The black hole grows even larger and deeper as the movie progresses. Bruno is now driving the car and James and Jessica are his passengers. He pulls out a magnum 44 revolver and flashes it around, playfully pointing it at both Jessica and James. Then he stops in front of a liquor store, orders James to go inside to commit a robbery, and hands him the loaded gun. James takes the revolver but instead of robbing the store, orders the obviously unstable stranger to get out of the car but Bruno overpowers the would be actor, regains control of the situation, and still demands that his crazy plan be carried out. Once again, James is handed the loaded revolver but this time, inexplicably, chooses to obey and walks into the liquor store to confront the store clerk. A standoff occurs when the clerk notices the large magnum and reaches under the counter for his own gun. However, only one harmless shot is fired and .James returns to the car with a bottle of expensive liquor and a handful of cash.
There is no reasonable explanation for this entire scene. Why would a captor give his hostage a fully loaded magnum 44 revolver? And why wouldn't the hostage, now holding the most powerful handgun in the world, simply get out of the car, turn around, and order his captor to surrender?
There is only one reason to continue watching "Ride" at this point, the vain hope that there is some bizarre plot twist at the end of the movie.

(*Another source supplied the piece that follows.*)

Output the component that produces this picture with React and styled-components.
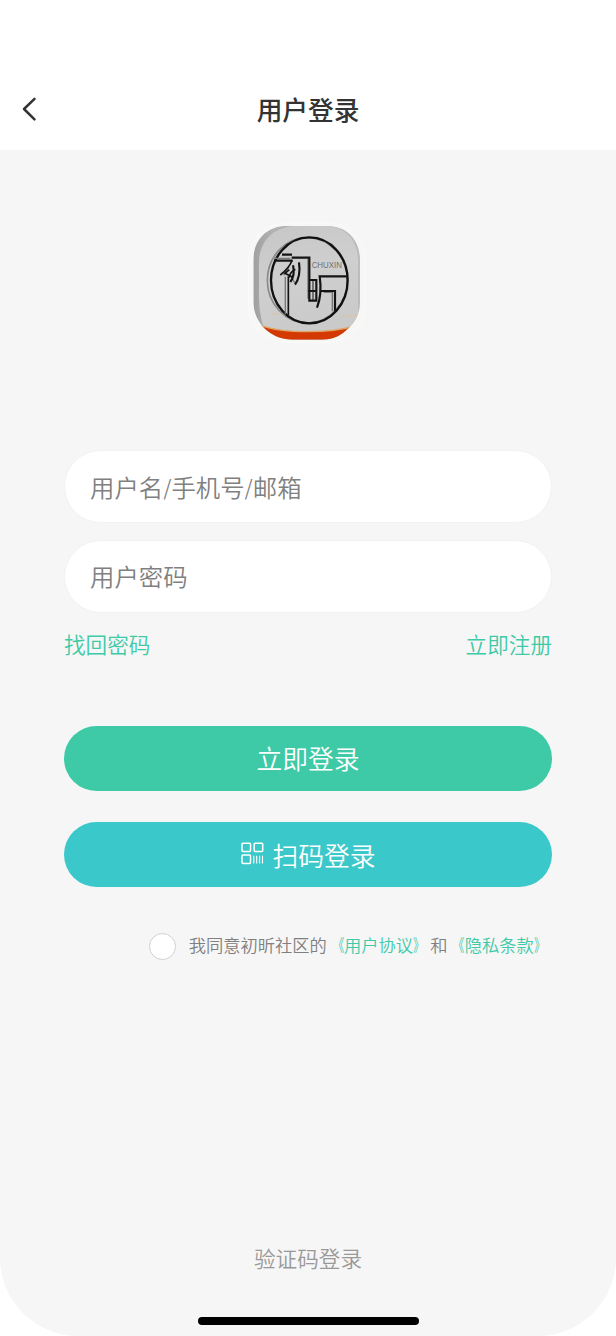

But the story climaxes with a predictable car crash, a childlike attempt at deception, and a plot that is wrapped up with a few weak lines of dialogue.
All three actors, Usher, Thorne, and Brill turn in convincing performances as off beat characters who enjoy the night life and meet each other through ride share technology and director Jeremy Ungar does a commendable job maintaining the pace of the movie until it's underwhelming climax. Even the music and cinematography enhance the street scenes of LA where driving is as much a way of life as walking is to the denizens of New York City.
Nevertheless, "Ride" is a cinematic black hole that deserves the lowest possible IMDB rating and should be a top contender for the Golden Raspberry Award for Worst Picture.